- DATA EXCERPT
= = = = =

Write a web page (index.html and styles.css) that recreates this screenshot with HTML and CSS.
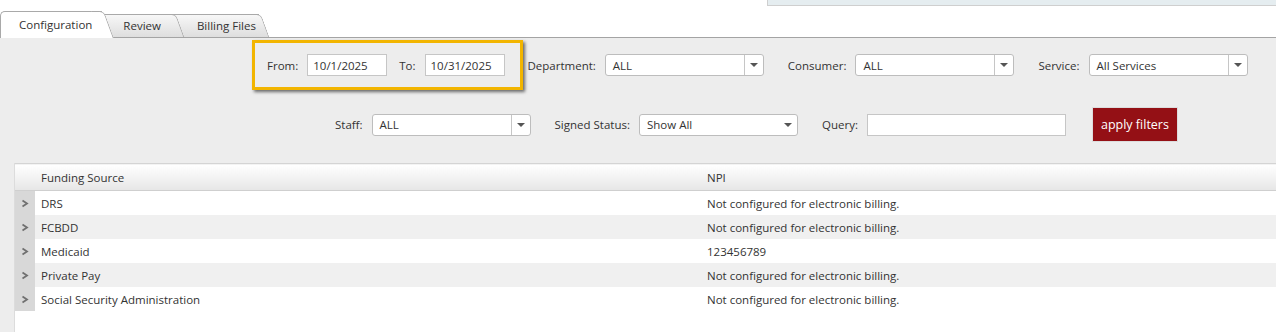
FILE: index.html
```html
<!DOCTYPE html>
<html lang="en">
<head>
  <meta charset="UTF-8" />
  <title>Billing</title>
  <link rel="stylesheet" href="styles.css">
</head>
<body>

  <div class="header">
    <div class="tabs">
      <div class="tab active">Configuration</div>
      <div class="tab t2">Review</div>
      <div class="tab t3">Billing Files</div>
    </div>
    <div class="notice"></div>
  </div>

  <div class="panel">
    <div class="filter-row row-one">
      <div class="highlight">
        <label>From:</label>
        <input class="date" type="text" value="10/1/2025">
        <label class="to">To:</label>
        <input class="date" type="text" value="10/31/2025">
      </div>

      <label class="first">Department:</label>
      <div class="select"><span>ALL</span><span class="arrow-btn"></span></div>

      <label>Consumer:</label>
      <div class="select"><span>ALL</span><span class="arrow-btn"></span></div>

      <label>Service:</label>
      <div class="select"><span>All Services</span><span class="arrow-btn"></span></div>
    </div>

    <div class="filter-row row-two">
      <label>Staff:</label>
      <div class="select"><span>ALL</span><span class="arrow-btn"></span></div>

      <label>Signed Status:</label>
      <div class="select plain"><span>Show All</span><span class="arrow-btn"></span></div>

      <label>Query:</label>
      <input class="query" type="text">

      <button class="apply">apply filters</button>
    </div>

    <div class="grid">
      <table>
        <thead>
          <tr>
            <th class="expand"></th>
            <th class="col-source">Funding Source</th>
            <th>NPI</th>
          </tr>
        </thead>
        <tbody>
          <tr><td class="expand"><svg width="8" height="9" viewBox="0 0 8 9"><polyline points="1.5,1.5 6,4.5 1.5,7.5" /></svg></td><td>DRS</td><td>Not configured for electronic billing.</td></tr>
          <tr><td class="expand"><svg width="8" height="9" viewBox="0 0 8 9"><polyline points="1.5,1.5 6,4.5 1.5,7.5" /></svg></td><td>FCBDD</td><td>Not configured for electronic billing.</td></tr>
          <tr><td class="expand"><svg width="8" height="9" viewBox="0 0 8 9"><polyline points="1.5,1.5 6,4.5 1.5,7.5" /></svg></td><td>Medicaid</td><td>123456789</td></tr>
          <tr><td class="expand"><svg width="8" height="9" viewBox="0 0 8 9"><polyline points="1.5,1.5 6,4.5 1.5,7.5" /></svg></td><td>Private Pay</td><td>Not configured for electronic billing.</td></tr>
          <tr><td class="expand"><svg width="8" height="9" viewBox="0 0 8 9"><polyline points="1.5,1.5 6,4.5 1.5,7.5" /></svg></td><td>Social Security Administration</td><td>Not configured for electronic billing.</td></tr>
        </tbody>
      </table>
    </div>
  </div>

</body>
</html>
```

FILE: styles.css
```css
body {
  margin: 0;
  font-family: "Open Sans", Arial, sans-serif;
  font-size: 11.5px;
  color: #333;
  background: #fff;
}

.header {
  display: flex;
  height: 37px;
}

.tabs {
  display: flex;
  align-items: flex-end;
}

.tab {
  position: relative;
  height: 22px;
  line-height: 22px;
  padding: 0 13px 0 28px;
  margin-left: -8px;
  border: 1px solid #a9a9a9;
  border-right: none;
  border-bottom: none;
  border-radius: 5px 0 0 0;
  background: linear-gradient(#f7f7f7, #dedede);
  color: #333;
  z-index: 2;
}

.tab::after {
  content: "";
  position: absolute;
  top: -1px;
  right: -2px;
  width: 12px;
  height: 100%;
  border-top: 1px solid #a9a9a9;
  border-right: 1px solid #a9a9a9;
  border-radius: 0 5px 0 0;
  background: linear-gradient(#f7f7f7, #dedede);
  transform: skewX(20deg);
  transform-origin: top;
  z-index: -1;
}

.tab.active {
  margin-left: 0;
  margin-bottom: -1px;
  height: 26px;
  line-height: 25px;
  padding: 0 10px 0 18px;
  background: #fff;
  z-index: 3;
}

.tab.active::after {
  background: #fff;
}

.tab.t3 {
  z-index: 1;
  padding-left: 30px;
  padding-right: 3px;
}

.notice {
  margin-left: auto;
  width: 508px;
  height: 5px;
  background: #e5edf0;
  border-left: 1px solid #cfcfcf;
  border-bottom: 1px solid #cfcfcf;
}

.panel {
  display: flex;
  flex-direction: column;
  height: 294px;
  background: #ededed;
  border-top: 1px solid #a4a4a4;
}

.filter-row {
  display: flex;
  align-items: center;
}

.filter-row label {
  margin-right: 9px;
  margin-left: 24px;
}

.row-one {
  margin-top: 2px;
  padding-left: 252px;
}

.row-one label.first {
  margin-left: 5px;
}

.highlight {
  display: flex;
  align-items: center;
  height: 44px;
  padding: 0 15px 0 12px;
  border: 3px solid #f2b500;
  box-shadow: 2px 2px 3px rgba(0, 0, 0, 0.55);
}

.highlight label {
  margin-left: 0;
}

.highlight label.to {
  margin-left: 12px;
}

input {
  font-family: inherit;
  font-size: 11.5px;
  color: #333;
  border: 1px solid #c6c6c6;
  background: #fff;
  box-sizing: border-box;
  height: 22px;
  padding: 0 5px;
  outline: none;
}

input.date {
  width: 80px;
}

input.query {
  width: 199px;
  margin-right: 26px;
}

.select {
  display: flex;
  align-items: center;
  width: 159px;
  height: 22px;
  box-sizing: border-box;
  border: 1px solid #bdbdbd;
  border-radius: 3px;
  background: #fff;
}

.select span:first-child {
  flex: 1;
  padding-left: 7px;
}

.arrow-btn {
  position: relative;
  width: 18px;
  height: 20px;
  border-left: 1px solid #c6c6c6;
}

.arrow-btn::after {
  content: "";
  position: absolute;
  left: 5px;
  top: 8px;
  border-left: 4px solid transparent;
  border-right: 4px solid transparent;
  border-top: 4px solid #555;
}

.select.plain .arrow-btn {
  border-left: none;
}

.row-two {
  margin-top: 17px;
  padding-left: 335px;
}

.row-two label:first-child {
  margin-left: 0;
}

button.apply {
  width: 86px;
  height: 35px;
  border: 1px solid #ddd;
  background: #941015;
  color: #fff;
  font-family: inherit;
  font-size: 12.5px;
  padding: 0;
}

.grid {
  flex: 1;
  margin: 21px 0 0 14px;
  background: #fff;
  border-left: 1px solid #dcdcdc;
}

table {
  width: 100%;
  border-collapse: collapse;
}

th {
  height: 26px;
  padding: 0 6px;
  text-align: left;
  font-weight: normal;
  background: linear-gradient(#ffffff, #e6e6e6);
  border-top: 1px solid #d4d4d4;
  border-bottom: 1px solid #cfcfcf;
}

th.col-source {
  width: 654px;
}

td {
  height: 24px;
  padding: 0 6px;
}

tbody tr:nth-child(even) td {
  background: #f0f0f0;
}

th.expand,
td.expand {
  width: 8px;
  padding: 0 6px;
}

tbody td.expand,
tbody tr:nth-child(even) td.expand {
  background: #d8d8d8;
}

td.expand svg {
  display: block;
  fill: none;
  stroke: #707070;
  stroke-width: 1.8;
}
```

= = = = =

- DIRECTIONS FOR THIS TASK
Quote the data above in full and without alteration; skip the pictures.

- RESULT FOR THIS EXERCISE
Write a web page (index.html and styles.css) that recreates this screenshot with HTML and CSS.
FILE: index.html
```html
<!DOCTYPE html>
<html lang="en">
<head>
  <meta charset="UTF-8" />
  <title>Billing</title>
  <link rel="stylesheet" href="styles.css">
</head>
<body>

  <div class="header">
    <div class="tabs">
      <div class="tab active">Configuration</div>
      <div class="tab t2">Review</div>
      <div class="tab t3">Billing Files</div>
    </div>
    <div class="notice"></div>
  </div>

  <div class="panel">
    <div class="filter-row row-one">
      <div class="highlight">
        <label>From:</label>
        <input class="date" type="text" value="10/1/2025">
        <label class="to">To:</label>
        <input class="date" type="text" value="10/31/2025">
      </div>

      <label class="first">Department:</label>
      <div class="select"><span>ALL</span><span class="arrow-btn"></span></div>

      <label>Consumer:</label>
      <div class="select"><span>ALL</span><span class="arrow-btn"></span></div>

      <label>Service:</label>
      <div class="select"><span>All Services</span><span class="arrow-btn"></span></div>
    </div>

    <div class="filter-row row-two">
      <label>Staff:</label>
      <div class="select"><span>ALL</span><span class="arrow-btn"></span></div>

      <label>Signed Status:</label>
      <div class="select plain"><span>Show All</span><span class="arrow-btn"></span></div>

      <label>Query:</label>
      <input class="query" type="text">

      <button class="apply">apply filters</button>
    </div>

    <div class="grid">
      <table>
        <thead>
          <tr>
            <th class="expand"></th>
            <th class="col-source">Funding Source</th>
            <th>NPI</th>
          </tr>
        </thead>
        <tbody>
          <tr><td class="expand"><svg width="8" height="9" viewBox="0 0 8 9"><polyline points="1.5,1.5 6,4.5 1.5,7.5" /></svg></td><td>DRS</td><td>Not configured for electronic billing.</td></tr>
          <tr><td class="expand"><svg width="8" height="9" viewBox="0 0 8 9"><polyline points="1.5,1.5 6,4.5 1.5,7.5" /></svg></td><td>FCBDD</td><td>Not configured for electronic billing.</td></tr>
          <tr><td class="expand"><svg width="8" height="9" viewBox="0 0 8 9"><polyline points="1.5,1.5 6,4.5 1.5,7.5" /></svg></td><td>Medicaid</td><td>123456789</td></tr>
          <tr><td class="expand"><svg width="8" height="9" viewBox="0 0 8 9"><polyline points="1.5,1.5 6,4.5 1.5,7.5" /></svg></td><td>Private Pay</td><td>Not configured for electronic billing.</td></tr>
          <tr><td class="expand"><svg width="8" height="9" viewBox="0 0 8 9"><polyline points="1.5,1.5 6,4.5 1.5,7.5" /></svg></td><td>Social Security Administration</td><td>Not configured for electronic billing.</td></tr>
        </tbody>
      </table>
    </div>
  </div>

</body>
</html>
```

FILE: styles.css
```css
body {
  margin: 0;
  font-family: "Open Sans", Arial, sans-serif;
  font-size: 11.5px;
  color: #333;
  background: #fff;
}

.header {
  display: flex;
  height: 37px;
}

.tabs {
  display: flex;
  align-items: flex-end;
}

.tab {
  position: relative;
  height: 22px;
  line-height: 22px;
  padding: 0 13px 0 28px;
  margin-left: -8px;
  border: 1px solid #a9a9a9;
  border-right: none;
  border-bottom: none;
  border-radius: 5px 0 0 0;
  background: linear-gradient(#f7f7f7, #dedede);
  color: #333;
  z-index: 2;
}

.tab::after {
  content: "";
  position: absolute;
  top: -1px;
  right: -2px;
  width: 12px;
  height: 100%;
  border-top: 1px solid #a9a9a9;
  border-right: 1px solid #a9a9a9;
  border-radius: 0 5px 0 0;
  background: linear-gradient(#f7f7f7, #dedede);
  transform: skewX(20deg);
  transform-origin: top;
  z-index: -1;
}

.tab.active {
  margin-left: 0;
  margin-bottom: -1px;
  height: 26px;
  line-height: 25px;
  padding: 0 10px 0 18px;
  background: #fff;
  z-index: 3;
}

.tab.active::after {
  background: #fff;
}

.tab.t3 {
  z-index: 1;
  padding-left: 30px;
  padding-right: 3px;
}

.notice {
  margin-left: auto;
  width: 508px;
  height: 5px;
  background: #e5edf0;
  border-left: 1px solid #cfcfcf;
  border-bottom: 1px solid #cfcfcf;
}

.panel {
  display: flex;
  flex-direction: column;
  height: 294px;
  background: #ededed;
  border-top: 1px solid #a4a4a4;
}

.filter-row {
  display: flex;
  align-items: center;
}

.filter-row label {
  margin-right: 9px;
  margin-left: 24px;
}

.row-one {
  margin-top: 2px;
  padding-left: 252px;
}

.row-one label.first {
  margin-left: 5px;
}

.highlight {
  display: flex;
  align-items: center;
  height: 44px;
  padding: 0 15px 0 12px;
  border: 3px solid #f2b500;
  box-shadow: 2px 2px 3px rgba(0, 0, 0, 0.55);
}

.highlight label {
  margin-left: 0;
}

.highlight label.to {
  margin-left: 12px;
}

input {
  font-family: inherit;
  font-size: 11.5px;
  color: #333;
  border: 1px solid #c6c6c6;
  background: #fff;
  box-sizing: border-box;
  height: 22px;
  padding: 0 5px;
  outline: none;
}

input.date {
  width: 80px;
}

input.query {
  width: 199px;
  margin-right: 26px;
}

.select {
  display: flex;
  align-items: center;
  width: 159px;
  height: 22px;
  box-sizing: border-box;
  border: 1px solid #bdbdbd;
  border-radius: 3px;
  background: #fff;
}

.select span:first-child {
  flex: 1;
  padding-left: 7px;
}

.arrow-btn {
  position: relative;
  width: 18px;
  height: 20px;
  border-left: 1px solid #c6c6c6;
}

.arrow-btn::after {
  content: "";
  position: absolute;
  left: 5px;
  top: 8px;
  border-left: 4px solid transparent;
  border-right: 4px solid transparent;
  border-top: 4px solid #555;
}

.select.plain .arrow-btn {
  border-left: none;
}

.row-two {
  margin-top: 17px;
  padding-left: 335px;
}

.row-two label:first-child {
  margin-left: 0;
}

button.apply {
  width: 86px;
  height: 35px;
  border: 1px solid #ddd;
  background: #941015;
  color: #fff;
  font-family: inherit;
  font-size: 12.5px;
  padding: 0;
}

.grid {
  flex: 1;
  margin: 21px 0 0 14px;
  background: #fff;
  border-left: 1px solid #dcdcdc;
}

table {
  width: 100%;
  border-collapse: collapse;
}

th {
  height: 26px;
  padding: 0 6px;
  text-align: left;
  font-weight: normal;
  background: linear-gradient(#ffffff, #e6e6e6);
  border-top: 1px solid #d4d4d4;
  border-bottom: 1px solid #cfcfcf;
}

th.col-source {
  width: 654px;
}

td {
  height: 24px;
  padding: 0 6px;
}

tbody tr:nth-child(even) td {
  background: #f0f0f0;
}

th.expand,
td.expand {
  width: 8px;
  padding: 0 6px;
}

tbody td.expand,
tbody tr:nth-child(even) td.expand {
  background: #d8d8d8;
}

td.expand svg {
  display: block;
  fill: none;
  stroke: #707070;
  stroke-width: 1.8;
}
```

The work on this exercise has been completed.